> [WHAT YOU SHOULD DO] Give back the full listing, character for character, with no pictures.

> [PROVIDED DATA]
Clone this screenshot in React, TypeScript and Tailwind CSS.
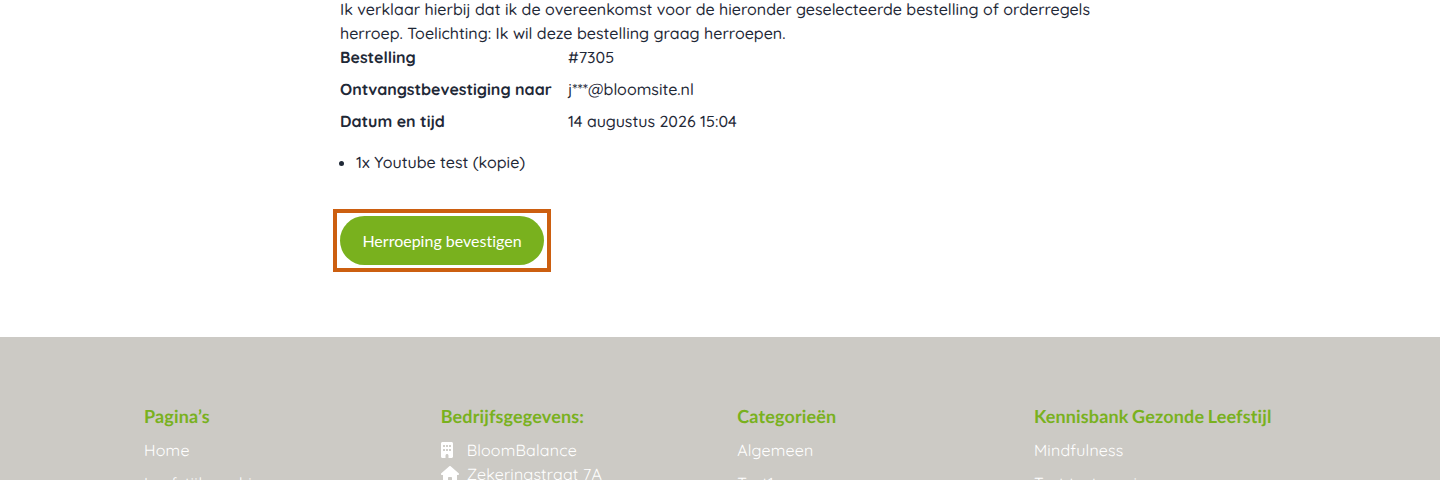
import { FaBuilding, FaHouse } from "react-icons/fa6";

const body = "font-['Quicksand','Open_Sans','Noto_Sans',sans-serif] [text-rendering:geometricPrecision] [font-variant-ligatures:none]";
const heading = "font-['Lato',sans-serif] font-bold text-[18px] leading-[24px] text-[#79b11e] mb-[10px] tracking-[0.15px] [word-spacing:-1px]";

function FooterCol({ title, items }: { title: string; items: string[] }) {
  return (
    <div>
      <h3 className={heading}>{title}</h3>
      <ul className="text-[16px] leading-[25px] text-white tracking-[0.2px]">
        {items.map((t) => (
          <li key={t} className="mb-[8px]">{t}</li>
        ))}
      </ul>
    </div>
  );
}

export default function App() {
  return (
    <div className={`h-[480px] overflow-hidden bg-white ${body}`}>
      <main className="ml-[340px] w-[760px] h-[340px] -mt-[3px] text-[16px] leading-[24px] text-[#1f2937] font-medium">
        <p>
          Ik verklaar hierbij dat ik de overeenkomst voor de hieronder geselecteerde bestelling of orderregels herroep. Toelichting: Ik wil deze bestelling graag herroepen.
        </p>
        <table className="border-collapse">
          <tbody>
            <tr>
              <th className="text-left font-bold w-[228px] align-top pb-2">Bestelling</th>
              <td className="align-top pb-2">#7305</td>
            </tr>
            <tr>
              <th className="text-left font-bold align-top pb-2">Ontvangstbevestiging naar</th>
              <td className="align-top pb-2">j***@bloomsite.nl</td>
            </tr>
            <tr>
              <th className="text-left font-bold align-top pb-2">Datum en tijd</th>
              <td className="align-top pb-2">14 augustus 2026 15:04</td>
            </tr>
          </tbody>
        </table>
        <ul className="list-disc pl-4 mt-[9px]">
          <li>1x Youtube test (kopie)</li>
        </ul>
        <div className="w-fit mt-[35px] -ml-[7px] border-4 border-[#cc5f10] p-[3px]">
          <button className="block w-[204px] h-[49px] rounded-full bg-[#79b11e] text-white font-['Lato',sans-serif] font-normal text-[16px]">
            Herroeping bevestigen
          </button>
        </div>
      </main>
      <footer className="bg-[#cccac5] h-[143px] px-[144px] pt-[67px]">
        <div className="grid grid-cols-4 gap-x-[34.5px]">
          <FooterCol title="Pagina’s" items={["Home", "Leefstijlcoaching"]} />
          <div>
            <h3 className={heading}>Bedrijfsgegevens:</h3>
            <ul className="text-[16px] leading-[24px] text-white tracking-[0.2px]">
              <li className="flex items-center gap-[14px]">
                <FaBuilding className="w-[12px] h-[16px] shrink-0" />
                <span>BloomBalance</span>
              </li>
              <li className="flex items-center gap-[8px]">
                <FaHouse className="w-[18px] h-[16px] shrink-0" />
                <span>Zekeringstraat 7A</span>
              </li>
            </ul>
          </div>
          <FooterCol title="Categorieën" items={["Algemeen", "Test1"]} />
          <FooterCol title="Kennisbank Gezonde Leefstijl" items={["Mindfulness", "Test test versie"]} />
        </div>
      </footer>
    </div>
  );
}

> [RESULT BELOW]
Clone this screenshot in React, TypeScript and Tailwind CSS.
import { FaBuilding, FaHouse } from "react-icons/fa6";

const body = "font-['Quicksand','Open_Sans','Noto_Sans',sans-serif] [text-rendering:geometricPrecision] [font-variant-ligatures:none]";
const heading = "font-['Lato',sans-serif] font-bold text-[18px] leading-[24px] text-[#79b11e] mb-[10px] tracking-[0.15px] [word-spacing:-1px]";

function FooterCol({ title, items }: { title: string; items: string[] }) {
  return (
    <div>
      <h3 className={heading}>{title}</h3>
      <ul className="text-[16px] leading-[25px] text-white tracking-[0.2px]">
        {items.map((t) => (
          <li key={t} className="mb-[8px]">{t}</li>
        ))}
      </ul>
    </div>
  );
}

export default function App() {
  return (
    <div className={`h-[480px] overflow-hidden bg-white ${body}`}>
      <main className="ml-[340px] w-[760px] h-[340px] -mt-[3px] text-[16px] leading-[24px] text-[#1f2937] font-medium">
        <p>
          Ik verklaar hierbij dat ik de overeenkomst voor de hieronder geselecteerde bestelling of orderregels herroep. Toelichting: Ik wil deze bestelling graag herroepen.
        </p>
        <table className="border-collapse">
          <tbody>
            <tr>
              <th className="text-left font-bold w-[228px] align-top pb-2">Bestelling</th>
              <td className="align-top pb-2">#7305</td>
            </tr>
            <tr>
              <th className="text-left font-bold align-top pb-2">Ontvangstbevestiging naar</th>
              <td className="align-top pb-2">j***@bloomsite.nl</td>
            </tr>
            <tr>
              <th className="text-left font-bold align-top pb-2">Datum en tijd</th>
              <td className="align-top pb-2">14 augustus 2026 15:04</td>
            </tr>
          </tbody>
        </table>
        <ul className="list-disc pl-4 mt-[9px]">
          <li>1x Youtube test (kopie)</li>
        </ul>
        <div className="w-fit mt-[35px] -ml-[7px] border-4 border-[#cc5f10] p-[3px]">
          <button className="block w-[204px] h-[49px] rounded-full bg-[#79b11e] text-white font-['Lato',sans-serif] font-normal text-[16px]">
            Herroeping bevestigen
          </button>
        </div>
      </main>
      <footer className="bg-[#cccac5] h-[143px] px-[144px] pt-[67px]">
        <div className="grid grid-cols-4 gap-x-[34.5px]">
          <FooterCol title="Pagina’s" items={["Home", "Leefstijlcoaching"]} />
          <div>
            <h3 className={heading}>Bedrijfsgegevens:</h3>
            <ul className="text-[16px] leading-[24px] text-white tracking-[0.2px]">
              <li className="flex items-center gap-[14px]">
                <FaBuilding className="w-[12px] h-[16px] shrink-0" />
                <span>BloomBalance</span>
              </li>
              <li className="flex items-center gap-[8px]">
                <FaHouse className="w-[18px] h-[16px] shrink-0" />
                <span>Zekeringstraat 7A</span>
              </li>
            </ul>
          </div>
          <FooterCol title="Categorieën" items={["Algemeen", "Test1"]} />
          <FooterCol title="Kennisbank Gezonde Leefstijl" items={["Mindfulness", "Test test versie"]} />
        </div>
      </footer>
    </div>
  );
}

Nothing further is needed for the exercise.